- _Stated task_
Check every line below for the string "screenshot", and copy the lines that contain it.

==*==

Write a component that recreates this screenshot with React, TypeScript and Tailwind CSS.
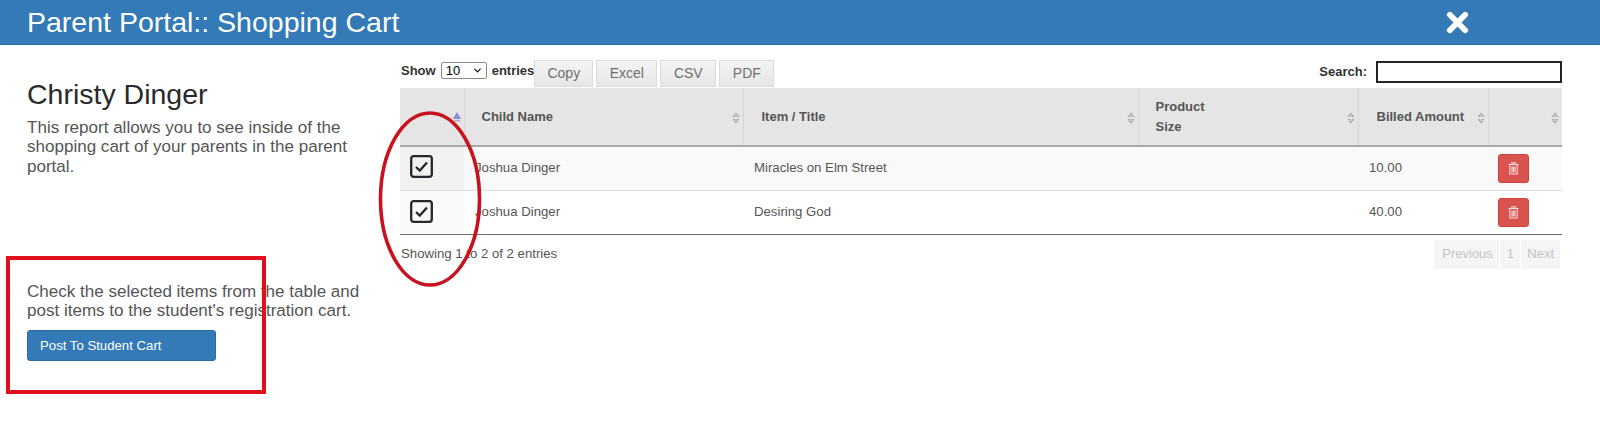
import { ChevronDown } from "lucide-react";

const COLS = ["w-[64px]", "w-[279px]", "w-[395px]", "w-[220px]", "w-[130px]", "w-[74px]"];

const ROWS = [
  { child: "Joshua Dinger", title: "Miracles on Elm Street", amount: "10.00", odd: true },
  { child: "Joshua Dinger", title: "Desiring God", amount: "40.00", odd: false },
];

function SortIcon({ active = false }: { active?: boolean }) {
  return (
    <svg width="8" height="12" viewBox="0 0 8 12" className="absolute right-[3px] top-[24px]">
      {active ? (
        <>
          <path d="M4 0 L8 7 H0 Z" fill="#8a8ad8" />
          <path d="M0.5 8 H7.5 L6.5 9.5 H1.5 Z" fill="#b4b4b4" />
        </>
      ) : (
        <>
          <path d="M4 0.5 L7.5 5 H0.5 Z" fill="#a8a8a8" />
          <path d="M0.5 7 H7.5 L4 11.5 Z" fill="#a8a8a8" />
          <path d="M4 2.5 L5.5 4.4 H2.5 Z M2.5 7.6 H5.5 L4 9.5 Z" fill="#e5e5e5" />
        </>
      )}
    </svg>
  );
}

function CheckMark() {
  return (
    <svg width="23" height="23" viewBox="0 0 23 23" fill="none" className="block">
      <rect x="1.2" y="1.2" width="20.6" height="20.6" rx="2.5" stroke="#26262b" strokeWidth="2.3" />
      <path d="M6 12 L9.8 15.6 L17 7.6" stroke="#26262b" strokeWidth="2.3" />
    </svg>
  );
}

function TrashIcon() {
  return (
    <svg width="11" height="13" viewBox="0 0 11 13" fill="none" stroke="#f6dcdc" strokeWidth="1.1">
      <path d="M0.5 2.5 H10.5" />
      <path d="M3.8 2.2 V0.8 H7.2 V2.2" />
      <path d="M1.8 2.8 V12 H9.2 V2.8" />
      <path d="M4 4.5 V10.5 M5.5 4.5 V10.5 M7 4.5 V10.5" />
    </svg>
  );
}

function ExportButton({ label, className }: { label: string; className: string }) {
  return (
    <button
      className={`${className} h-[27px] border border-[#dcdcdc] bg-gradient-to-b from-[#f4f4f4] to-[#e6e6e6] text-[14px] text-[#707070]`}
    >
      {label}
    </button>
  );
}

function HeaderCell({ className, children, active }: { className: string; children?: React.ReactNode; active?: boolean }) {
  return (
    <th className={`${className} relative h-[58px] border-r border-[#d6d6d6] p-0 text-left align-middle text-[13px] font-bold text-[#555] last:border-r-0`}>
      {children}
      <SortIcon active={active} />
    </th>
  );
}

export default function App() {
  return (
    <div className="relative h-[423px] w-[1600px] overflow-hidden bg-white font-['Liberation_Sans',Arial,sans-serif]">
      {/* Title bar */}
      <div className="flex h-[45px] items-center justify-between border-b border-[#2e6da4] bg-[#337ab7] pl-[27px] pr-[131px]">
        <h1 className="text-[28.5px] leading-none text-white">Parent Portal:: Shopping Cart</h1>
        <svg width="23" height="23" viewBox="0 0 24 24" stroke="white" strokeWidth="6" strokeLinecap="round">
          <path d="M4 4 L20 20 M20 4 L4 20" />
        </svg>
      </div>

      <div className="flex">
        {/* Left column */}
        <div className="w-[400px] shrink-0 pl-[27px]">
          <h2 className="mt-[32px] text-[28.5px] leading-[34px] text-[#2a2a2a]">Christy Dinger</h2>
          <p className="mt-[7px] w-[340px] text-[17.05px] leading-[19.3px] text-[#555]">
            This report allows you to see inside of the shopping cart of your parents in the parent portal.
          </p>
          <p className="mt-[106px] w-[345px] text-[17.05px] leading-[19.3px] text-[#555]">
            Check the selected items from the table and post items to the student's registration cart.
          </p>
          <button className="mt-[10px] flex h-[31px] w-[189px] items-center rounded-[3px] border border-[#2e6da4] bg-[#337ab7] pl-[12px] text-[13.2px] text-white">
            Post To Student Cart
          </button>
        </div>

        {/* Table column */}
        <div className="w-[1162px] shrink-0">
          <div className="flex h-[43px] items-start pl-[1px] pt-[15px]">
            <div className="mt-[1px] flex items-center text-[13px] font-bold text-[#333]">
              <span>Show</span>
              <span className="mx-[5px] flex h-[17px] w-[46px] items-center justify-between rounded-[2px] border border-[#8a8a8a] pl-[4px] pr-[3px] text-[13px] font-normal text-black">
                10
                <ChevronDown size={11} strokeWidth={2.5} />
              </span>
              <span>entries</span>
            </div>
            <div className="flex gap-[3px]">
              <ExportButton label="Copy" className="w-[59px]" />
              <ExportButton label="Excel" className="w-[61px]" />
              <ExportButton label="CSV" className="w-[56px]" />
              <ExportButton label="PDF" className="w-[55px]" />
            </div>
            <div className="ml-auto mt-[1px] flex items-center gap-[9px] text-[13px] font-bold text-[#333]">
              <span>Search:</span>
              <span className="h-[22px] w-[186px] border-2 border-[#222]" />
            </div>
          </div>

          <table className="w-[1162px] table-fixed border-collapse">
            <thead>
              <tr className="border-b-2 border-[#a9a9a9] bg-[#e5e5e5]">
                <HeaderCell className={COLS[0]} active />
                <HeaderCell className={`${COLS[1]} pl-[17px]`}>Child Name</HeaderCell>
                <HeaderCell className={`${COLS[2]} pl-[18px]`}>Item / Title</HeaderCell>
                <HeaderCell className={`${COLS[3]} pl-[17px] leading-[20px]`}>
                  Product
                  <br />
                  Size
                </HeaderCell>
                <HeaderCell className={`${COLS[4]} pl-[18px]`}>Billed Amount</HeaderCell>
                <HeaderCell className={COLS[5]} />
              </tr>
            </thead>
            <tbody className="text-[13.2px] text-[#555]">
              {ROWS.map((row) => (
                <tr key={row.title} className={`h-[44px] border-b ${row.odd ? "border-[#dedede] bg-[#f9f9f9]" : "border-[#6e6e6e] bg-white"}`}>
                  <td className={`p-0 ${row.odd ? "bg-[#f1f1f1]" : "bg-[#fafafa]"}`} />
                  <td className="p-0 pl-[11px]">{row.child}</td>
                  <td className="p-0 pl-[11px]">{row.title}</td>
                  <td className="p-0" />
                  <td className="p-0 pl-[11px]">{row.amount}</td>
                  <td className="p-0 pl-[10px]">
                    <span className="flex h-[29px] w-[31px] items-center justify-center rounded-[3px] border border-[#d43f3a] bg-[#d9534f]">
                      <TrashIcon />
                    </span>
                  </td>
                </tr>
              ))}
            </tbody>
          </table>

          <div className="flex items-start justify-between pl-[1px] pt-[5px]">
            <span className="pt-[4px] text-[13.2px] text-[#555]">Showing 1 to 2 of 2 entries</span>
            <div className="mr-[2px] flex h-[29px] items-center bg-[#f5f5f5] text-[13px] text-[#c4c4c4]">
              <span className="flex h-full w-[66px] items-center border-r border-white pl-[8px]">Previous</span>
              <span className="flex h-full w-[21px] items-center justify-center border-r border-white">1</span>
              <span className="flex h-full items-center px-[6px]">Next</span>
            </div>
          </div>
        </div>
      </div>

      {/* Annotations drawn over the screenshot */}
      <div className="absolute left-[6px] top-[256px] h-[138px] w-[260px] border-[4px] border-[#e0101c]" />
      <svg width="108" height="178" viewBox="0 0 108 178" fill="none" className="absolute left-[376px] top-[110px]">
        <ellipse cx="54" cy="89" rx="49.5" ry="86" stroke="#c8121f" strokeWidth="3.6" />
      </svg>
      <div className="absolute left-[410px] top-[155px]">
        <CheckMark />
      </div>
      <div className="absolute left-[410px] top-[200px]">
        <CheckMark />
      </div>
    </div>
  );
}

==*==

- _Task output_
Write a component that recreates this screenshot with React, TypeScript and Tailwind CSS.
      {/* Annotations drawn over the screenshot */}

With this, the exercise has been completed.